── Stored records ──

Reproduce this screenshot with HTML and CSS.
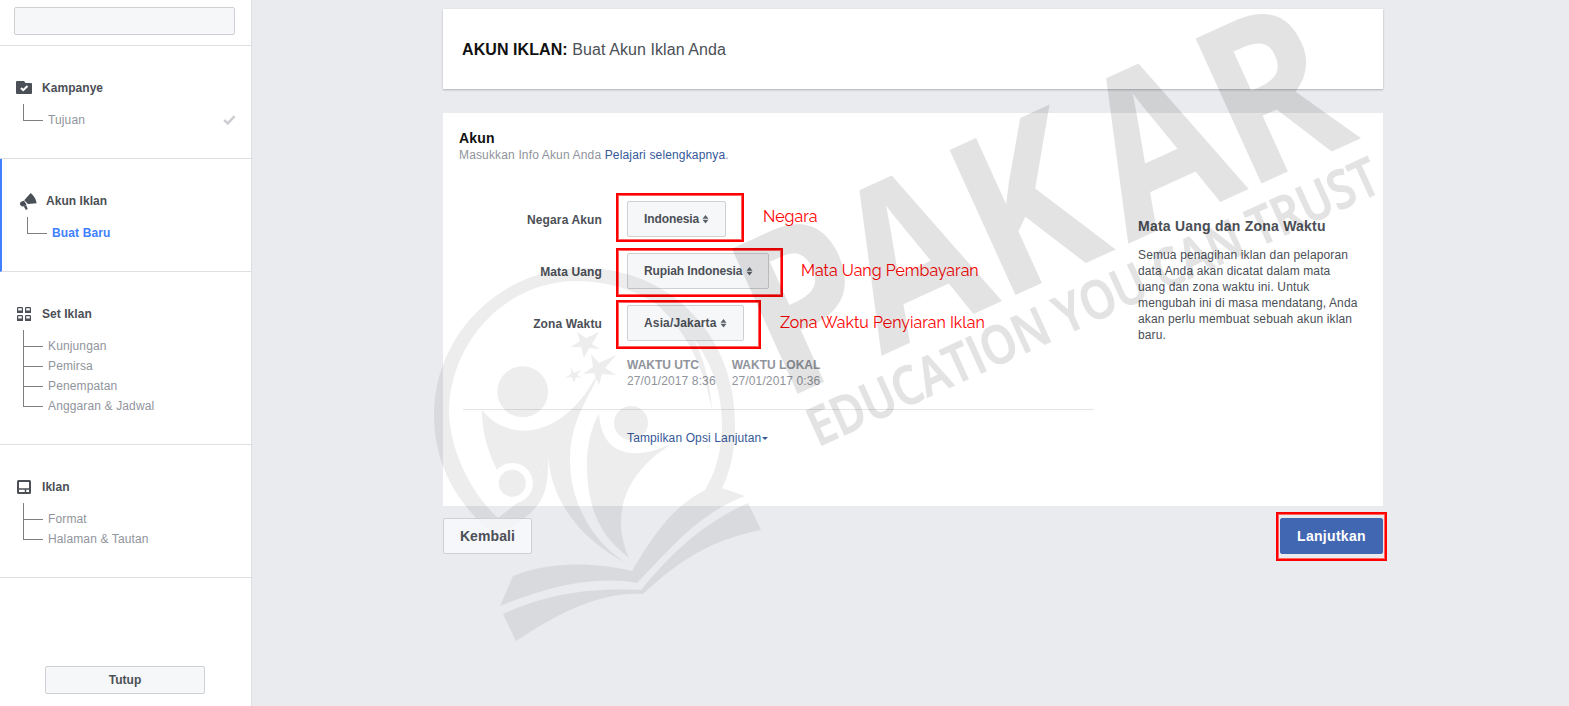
FILE: index.html
```html
<!DOCTYPE html>
<html lang="id">
<head>
    <meta charset="utf-8">
    <title>Buat Akun Iklan</title>
    <link rel="stylesheet" href="styles.css">
</head>
<body>
    <aside class="sidebar">
        <div class="account">
            <div class="account-select"></div>
        </div>

        <section class="step">
            <h3><svg class="icon icon-folder" width="16" height="13" viewBox="0 0 16 13"><path fill="#4b4f56" d="M1 0h7l1.500 2H15a1 1 0 0 1 1 1v9a1 1 0 0 1-1 1H1a1 1 0 0 1-1-1V1a1 1 0 0 1 1-1z"/><path d="M5 7l2.200 2.200L11.500 5" fill="none" stroke="#fff" stroke-width="2"/></svg>Kampanye</h3>
            <ul>
                <li>Tujuan <svg class="check" width="13" height="10" viewBox="0 0 13 10"><path d="M1.200 5l3.600 3.400L11.600 1.200" fill="none" stroke="#ccced3" stroke-width="2.600"/></svg></li>
            </ul>
        </section>

        <section class="step active">
            <h3><svg class="icon icon-horn" width="18" height="17" viewBox="0 0 18 17"><path fill="#4b4f56" d="M10.700 0Q15.500 4 16.700 10.200L8 11 4.200 7.200zM4 7.800l2.600 3.800Q4.500 13.800 2 13.500 -.8 12 .2 9.600 2 7.800 4 7.800zM3.800 13.600l2.500-1.400 1.400 3.800-1.700 1z"/></svg>Akun Iklan</h3>
            <ul>
                <li class="current">Buat Baru</li>
            </ul>
        </section>

        <section class="step">
            <h3><svg class="icon" width="16" height="14" viewBox="0 0 16 14"><g fill="none" stroke="#4b4f56" stroke-width="1.200"><rect x="1.600" y=".6" width="4.800" height="4.800" rx=".6"/><rect x="9.600" y=".6" width="4.800" height="4.800" rx=".6"/><rect x="1.600" y="8.600" width="4.800" height="4.800" rx=".6"/><rect x="9.600" y="8.600" width="4.800" height="4.800" rx=".6"/></g><path fill="#4b4f56" d="M1 3.500h6V6H1zM9 3.500h6V6H9zM1 11.500h6V14H1zM9 11.500h6V14H9z"/></svg>Set Iklan</h3>
            <ul>
                <li>Kunjungan</li>
                <li>Pemirsa</li>
                <li>Penempatan</li>
                <li>Anggaran &amp; Jadwal</li>
            </ul>
        </section>

        <section class="step">
            <h3><svg class="icon" width="16" height="14" viewBox="0 0 16 14"><rect x="2" y="1" width="12" height="12" rx=".5" fill="none" stroke="#4b4f56" stroke-width="2"/><path d="M2 9h12M9.500 9v4" stroke="#4b4f56" stroke-width="1.500"/></svg>Iklan</h3>
            <ul>
                <li>Format</li>
                <li>Halaman &amp; Tautan</li>
            </ul>
        </section>

        <button type="button" class="close">Tutup</button>
    </aside>

    <main>
        <header class="title-card"><b>AKUN IKLAN:</b> Buat Akun Iklan Anda</header>

        <div class="card">
            <h2>Akun</h2>
            <p class="intro">Masukkan Info Akun Anda <a>Pelajari selengkapnya</a>.</p>

            <div class="columns">
                <div class="form">
                    <div class="row">
                        <label>Negara Akun</label>
                        <div class="field">
                            <button type="button" class="select country">Indonesia <svg width="7" height="9" viewBox="0 0 7 9"><path fill="#5d6169" d="M3.500 0L6.500 3.700H.5zM3.500 8.500L.5 4.800h6z"/></svg></button>
                            <span class="mark mark-country"></span>
                            <span class="note note-country">Negara</span>
                        </div>
                    </div>
                    <div class="row">
                        <label>Mata Uang</label>
                        <div class="field">
                            <button type="button" class="select currency">Rupiah Indonesia <svg width="7" height="9" viewBox="0 0 7 9"><path fill="#5d6169" d="M3.500 0L6.500 3.700H.5zM3.500 8.500L.5 4.800h6z"/></svg></button>
                            <span class="mark mark-currency"></span>
                            <span class="note note-currency">Mata Uang Pembayaran</span>
                        </div>
                    </div>
                    <div class="row">
                        <label>Zona Waktu</label>
                        <div class="field">
                            <button type="button" class="select zone">Asia/Jakarta <svg width="7" height="9" viewBox="0 0 7 9"><path fill="#5d6169" d="M3.500 0L6.500 3.700H.5zM3.500 8.500L.5 4.800h6z"/></svg></button>
                            <span class="mark mark-zone"></span>
                            <span class="note note-zone">Zona Waktu Penyiaran Iklan</span>
                        </div>
                    </div>
                    <div class="times">
                        <div><b>WAKTU UTC</b><br>27/01/2017 8:36</div>
                        <div><b>WAKTU LOKAL</b><br>27/01/2017 0:36</div>
                    </div>
                    <a class="advanced">Tampilkan Opsi Lanjutan<i class="caret"></i></a>
                </div>

                <div class="help">
                    <h4>Mata Uang dan Zona Waktu</h4>
                    <p>Semua penagihan iklan dan pelaporan<br>data Anda akan dicatat dalam mata<br>uang dan zona waktu ini. Untuk<br>mengubah ini di masa mendatang, Anda<br>akan perlu membuat sebuah akun iklan<br>baru.</p>
                </div>
            </div>
        </div>

        <div class="actions">
            <button type="button" class="back">Kembali</button>
            <div class="next-wrap">
                <button type="button" class="next">Lanjutkan</button>
                <span class="mark mark-next"></span>
            </div>
        </div>
    </main>

    <!-- Watermark -->
    <svg class="watermark" width="1569" height="706" viewBox="0 0 1569 706">
        <g class="wm-logo">
            <path d="M705 490C720 465 722 440 722 423C722 345 658 281 577 281C503 281 449 345 449 412C450 450 470 492 498 518L517 503A20.500 20.500 0 0 0 533 483L548 457C549 492 542 505 522 520Q508 530 496 531Q490 531 485 527C462 505 434 470 434 415C434 335 500 268 583 268C670 268 735 335 735 423C735 450 731 470 722 488Z"/>
            <path d="M600 269C665 280 708 335 712 410C700 345 665 295 600 269Z"/>
            <circle cx="522.700" cy="391.700" r="25.400"/>
            <path d="M482 410C505 440 560 445 598 373C594 393 570 415 570 460C570 505 595 545 627 563C590 545 553 510 548 457L533 483A20.500 20.500 0 0 0 497 470C488 450 482 435 482 410Z"/>
            <circle cx="512.300" cy="483.300" r="13.500"/>
            <circle cx="631" cy="423" r="17"/>
            <path d="M599 414C602 460 640 460 675 442C630 468 608 510 629 558C600 535 587 510 587 462C587 445 592 425 599 414Z"/>
            <path d="M577 332l9 6 13-6-7 12 8 5-11-1-5 10-3-11-10 0 9-6z"/>
            <path d="M591 354l8 9 17-8-11 13 11 7-14-1-3 11-5-12-11 1 10-7z"/>
            <path d="M571 368l3 5 7-3-4 5 5 3-6-1-2 6-2-6-7 1 6-4z"/>
        </g>
        <g class="wm-book">
            <path d="M513 576C550 561 595 562 632 571C655 532 675 505 705 490L722 488L745 496C695 515 665 555 637 583C590 575 545 588 500 606Z"/>
            <path d="M503 614C550 593 590 588 641 590C670 555 700 525 748 503L761 530C710 540 680 560 643 594C600 591 555 615 516 641Z"/>
        </g>
        <text class="wm-name" transform="translate(797 394) rotate(-24.400) scale(.86 1)" x="-19 108 259 423 573" y="0">PAKAR</text>
        <text class="wm-tag" transform="translate(818 447) rotate(-24.400)" textLength="621" lengthAdjust="spacingAndGlyphs">EDUCATION YOU CAN TRUST</text>
    </svg>
</body>
</html>
```

FILE: styles.css
```css
* {
    box-sizing: border-box;
}

body {
    margin: 0;
    height: 706px;
    display: flex;
    position: relative;
    overflow: hidden;
    background-color: #e9ebee;
    font-family: "Liberation Sans", Arial, sans-serif;
    font-size: 12px;
    line-height: 16px;
    letter-spacing: 0.13px;
    color: #4b4f56;
}

h2, h3, h4, p, ul {
    margin: 0;
    padding: 0;
}

button {
    font-family: inherit;
    font-weight: bold;
    color: #4b4f56;
    background-color: #f6f7f9;
    border: 1px solid #ced0d4;
    border-radius: 2px;
    padding: 0;
}

/* Sidebar */
.sidebar {
    width: 252px;
    height: 706px;
    background-color: #fff;
    border-right: 1px solid #dddfe2;
    display: flex;
    flex-direction: column;
}

.account {
    height: 46px;
    padding: 7px 16px 0 14px;
    border-bottom: 1px solid #dddfe2;
}

.account-select {
    height: 28px;
    background-color: #f6f7f9;
    border: 1px solid #ced0d4;
    border-radius: 2px;
}

.step {
    border-bottom: 1px solid #dddfe2;
    padding: 34px 15px 28px 16px;
}

.step.active {
    border-left: 2px solid #4080ff;
    padding-left: 18px;
}

.step h3 {
    display: flex;
    align-items: center;
    font-size: 12px;
    line-height: 16px;
    height: 16px;
    letter-spacing: 0.05px;
}

.icon {
    margin-right: 10px;
    overflow: visible;
}

.icon-folder {
    margin-top: -2px;
}

.icon-horn {
    margin-right: 8px;
}

.step ul {
    list-style: none;
    margin: 9px 0 0 7px;
}

.step li {
    position: relative;
    display: flex;
    align-items: center;
    justify-content: space-between;
    height: 20px;
    padding-left: 25px;
    color: #90949c;
}

.step li:first-child {
    height: 25px;
    padding-top: 5px;
}

/* tree lines */
.step li::before {
    content: "";
    position: absolute;
    left: 0;
    bottom: 9px;
    width: 19px;
    height: 20px;
    border-left: 1px solid #7f7f7f;
    border-bottom: 1px solid #7f7f7f;
}

.step li:first-child::before {
    height: 16px;
}

.step li.current {
    color: #4080ff;
    font-weight: bold;
}

.close {
    width: 160px;
    height: 28px;
    margin: auto auto 12px 45px;
    font-size: 12px;
}

/* Main column */
main {
    width: 940px;
    margin: 9px 0 0 191px;
}

.title-card {
    height: 80px;
    padding: 0 19px;
    background-color: #fff;
    box-shadow: 0 1px 2px rgba(0, 0, 0, 0.25);
    font-size: 16px;
    line-height: 82px;
    letter-spacing: 0.08px;
}

.title-card b {
    color: #111;
}

.card {
    height: 393px;
    margin-top: 24px;
    padding: 17px 16px;
    background-color: #fff;
}

.card h2 {
    font-size: 14px;
    line-height: 17px;
    color: #111;
    letter-spacing: 0.2px;
}

.intro {
    color: #90949c;
    letter-spacing: 0.15px;
}

a {
    color: #365899;
}

.columns {
    display: flex;
    margin-top: 38px;
}

.form {
    width: 631px;
    margin-left: 4px;
}

.row {
    display: flex;
    align-items: center;
    height: 36px;
    margin-bottom: 16px;
}

.row label {
    width: 139px;
    margin-right: 25px;
    padding-top: 2px;
    text-align: right;
    font-weight: bold;
}

.field {
    position: relative;
}

.select {
    display: block;
    height: 36px;
    padding-left: 16px;
    text-align: left;
    font-size: 12px;
    letter-spacing: -0.1px;
}

.select svg {
    vertical-align: -1px;
}

.country {
    width: 99px;
}

.currency {
    width: 142px;
}

.zone {
    width: 117px;
    letter-spacing: 0.15px;
}

/* Red highlights and their notes */
.mark {
    position: absolute;
    border: 2px solid #f00;
    box-shadow: inset 0 0 0 1px #ff6464;
    height: 49px;
}

.mark-country {
    left: -11px;
    top: -8px;
    width: 128px;
}

.mark-currency {
    left: -11px;
    top: -5px;
    width: 167px;
}

.mark-zone {
    left: -11px;
    top: -5px;
    width: 145px;
}

.mark-next {
    left: -4px;
    top: -6px;
    width: 111px;
}

.note {
    position: absolute;
    font-family: Raleway, Lato, sans-serif;
    font-size: 16px;
    line-height: 20px;
    letter-spacing: 0;
    color: #f00;
    white-space: nowrap;
}

.note-country {
    left: 136px;
    top: 6px;
}

.note-currency {
    left: 174px;
    top: 8px;
}

.note-zone {
    left: 153px;
    top: 8px;
}

.times {
    display: flex;
    gap: 16px;
    height: 53px;
    padding-left: 164px;
    border-bottom: 1px solid #e5e5e5;
    color: #90949c;
}

.times b {
    letter-spacing: 0;
}

.advanced {
    display: inline-block;
    margin: 20px 0 0 164px;
}

.caret {
    display: inline-block;
    margin-left: 1px;
    border: 3px solid transparent;
    border-top-color: #365899;
    border-bottom: 0;
    vertical-align: 2px;
}

.help {
    margin: 17px 0 0 44px;
}

.help h4 {
    font-size: 14px;
    line-height: 16px;
    letter-spacing: 0.23px;
    margin-bottom: 13px;
}

.actions {
    display: flex;
    justify-content: space-between;
    margin-top: 12px;
}

.actions button {
    display: block;
    height: 36px;
    font-size: 14px;
    letter-spacing: 0.1px;
}

/* lets the watermark show through a little */
.actions .back {
    width: 89px;
    position: relative;
    z-index: 2;
    background-color: rgba(249, 250, 252, 0.8);
}

.next-wrap {
    position: relative;
}

.actions .next {
    width: 103px;
    color: #fff;
    background-color: #4267b2;
    border-color: #4267b2;
    letter-spacing: 0.3px;
}

/* Watermark */
.watermark {
    position: absolute;
    left: 0;
    top: 0;
    pointer-events: none;
    font-family: "Open Sans", "Noto Sans", sans-serif;
    letter-spacing: 0;
}

.wm-logo {
    opacity: 0.065;
}

.wm-book {
    opacity: 0.065;
}

.wm-name {
    font-size: 223px;
    font-weight: 700;
    opacity: 0.105;
}

.wm-tag {
    font-size: 53px;
    font-weight: 600;
    stroke: #000;
    stroke-width: 1.2px;
    opacity: 0.105;
}
```
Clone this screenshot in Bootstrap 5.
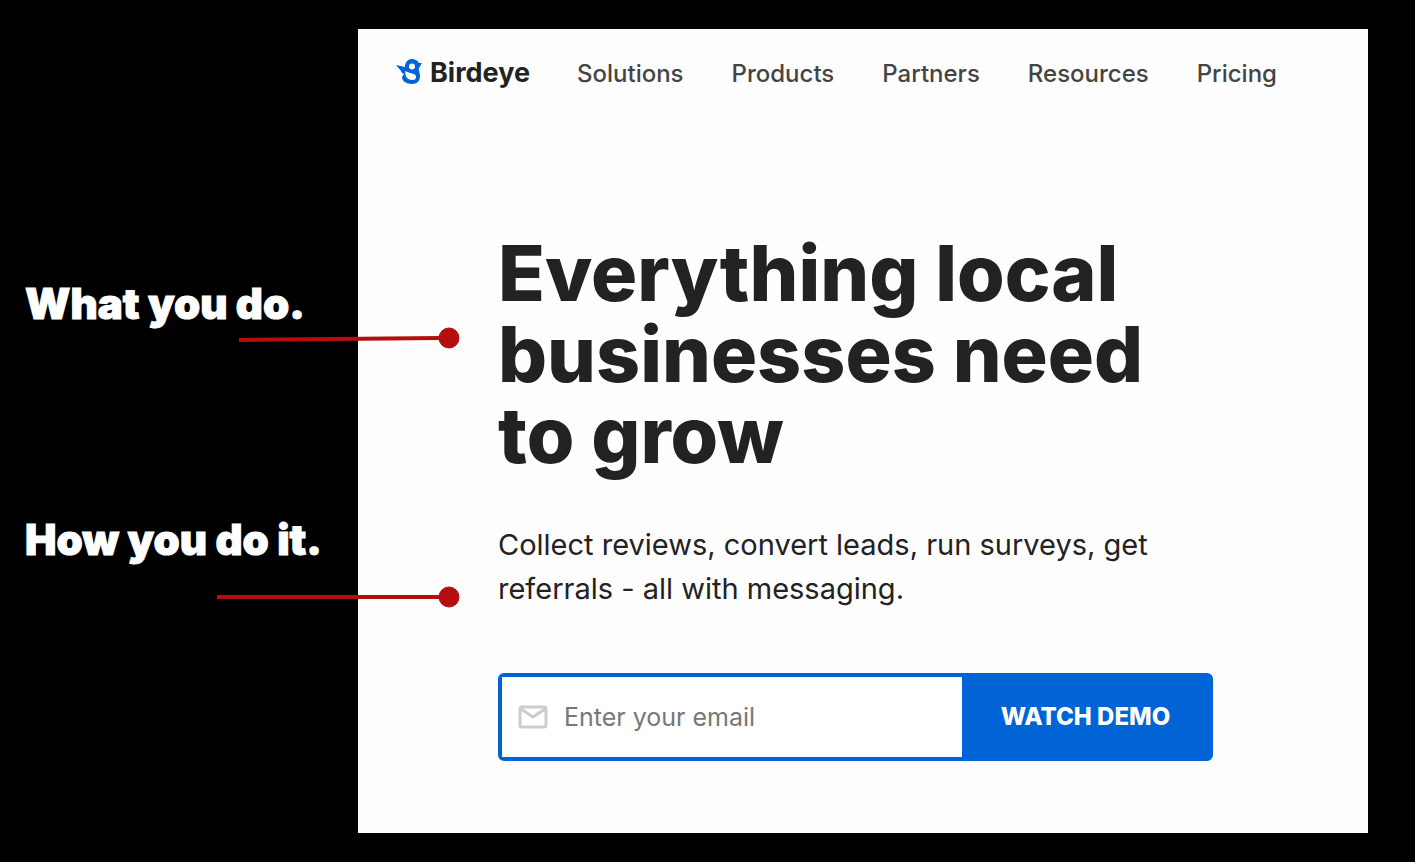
<!DOCTYPE html>
<html lang="en">
<head>
<meta charset="utf-8">
<meta name="viewport" content="width=device-width, initial-scale=1">
<title>Birdeye homepage messaging</title>
<link rel="stylesheet" href="https://cdn.jsdelivr.net/npm/bootstrap@5.3.0/dist/css/bootstrap.min.css">
<style>
  body { background: #000; color: #222; font-family: Inter, sans-serif; }
  .board { min-height: 100vh; padding: 29px 47px 29px 0; }
  .notes { flex: 0 0 358px; padding: 243px 0 0 25px; gap: 172px; z-index: 2; }
  .note { font-size: 42px; line-height: 64px; font-weight: 900; color: #fff; -webkit-text-stroke: 1px #fff; }
  .pointer { left: 192px; top: 54px; width: 243px; height: 24px; fill: #b50e0e; stroke: #b50e0e; }
  .pointer-low { top: 77px; }
  .site { background: #fefefe; min-width: 0; }
  .site-nav { --bs-navbar-nav-link-padding-x: 0; padding: 20px 38px; gap: 47px; }
  .links { gap: 48px; }
  .links .nav-link { color: #444; font-size: 24px; line-height: 32px; font-weight: 500; padding: 2px 0 0; }
  .site-nav .navbar-brand { gap: 8px; font-size: 27px; line-height: 48px; font-weight: 700; color: #222; padding: 0; margin: 0; }
  .hero { padding: 116px 0 70px 140px; max-width: 860px; }
  .hero h1 { font-size: 77px; line-height: 81px; font-weight: 800; margin: 0 0 47px; }
  .hero p { font-size: 29px; line-height: 44px; margin: 0 0 62px; }
  .signup { width: 715px; max-width: 100%; height: 88px; background: #0064d6; border: 4px solid #0064d6; border-radius: 6px; }
  .field { background: #fff; gap: 16px; padding: 0 16px; }
  .field input { font-size: 25px; line-height: 32px; padding: 0; border: 0; background: none; box-shadow: none; }
  .field input::placeholder { color: #777; }
  .signup .btn { flex: 0 0 247px; color: #fff; font-size: 24px; line-height: 32px; font-weight: 800; border: 0; }
</style>
</head>
<body>
<div class="board d-flex">
  <aside class="notes d-flex flex-column position-relative">
    <div class="note position-relative">What you do.
      <svg class="pointer position-absolute" viewBox="0 0 243 24" aria-hidden="true"><path d="M22 14 224 12" stroke-width="4"/><circle cx="232" cy="12" r="10"/></svg>
    </div>
    <div class="note position-relative">How you do it.
      <svg class="pointer pointer-low position-absolute" viewBox="0 0 243 24" aria-hidden="true"><path d="M0 12H224" stroke-width="4"/><circle cx="232" cy="12" r="10"/></svg>
    </div>
  </aside>
  <div class="site flex-grow-1">
    <nav class="site-nav navbar navbar-expand justify-content-start">
      <a class="navbar-brand d-flex align-items-center" href="#">
        <svg width="26" height="28" viewBox="0 0 26 28" aria-hidden="true"><path fill="#0064d6" fill-rule="evenodd" d="M0 6 9 8C9 3 12 0 16 0c3 0 5 1 7 4h3l-3 5c-1 2 1 4 1 8 0 5-3 8-8 8-6 0-10-3-10-7l2-3C5 14 5 12 5 12L0 6ZM16 4.500a3 3 0 1 0 0 6 3 3 0 0 0 0-6ZM9.500 12c-1 5 2 9 6.500 9 3 0 4-1 4-3 0-4-5-3-10.500-6Z"/></svg>
        <span>Birdeye</span>
      </a>
      <div class="links navbar-nav">
        <a class="nav-link" href="#">Solutions</a>
        <a class="nav-link" href="#">Products</a>
        <a class="nav-link" href="#">Partners</a>
        <a class="nav-link" href="#">Resources</a>
        <a class="nav-link" href="#">Pricing</a>
      </div>
    </nav>
    <main class="hero">
      <h1>Everything local<br>businesses need<br>to grow</h1>
      <p>Collect reviews, convert leads, run surveys, get<br>referrals - all with messaging.</p>
      <form class="signup d-flex">
        <div class="field d-flex align-items-center flex-grow-1">
          <label class="d-flex flex-shrink-0" for="email">
            <svg width="30" height="24" viewBox="0 0 30 24" fill="none" stroke="#ccc" stroke-width="3" role="img" aria-label="Email"><rect x="2" y="2" width="26" height="20" rx="2"/><path d="m3 4 12 8 12-8"/></svg>
          </label>
          <input class="form-control" type="email" id="email" placeholder="Enter your email">
        </div>
        <button class="btn" type="submit">WATCH DEMO</button>
      </form>
    </main>
  </div>
</div>
<script src="https://cdn.jsdelivr.net/npm/bootstrap@5.3.0/dist/js/bootstrap.bundle.min.js"></script>
</body>
</html>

───

- _Stated exercise_:
Scan the listing above for the word "this" and copy every line that holds it.

- _Result of the exercise_:
Reproduce this screenshot with HTML and CSS.
Clone this screenshot in Bootstrap 5.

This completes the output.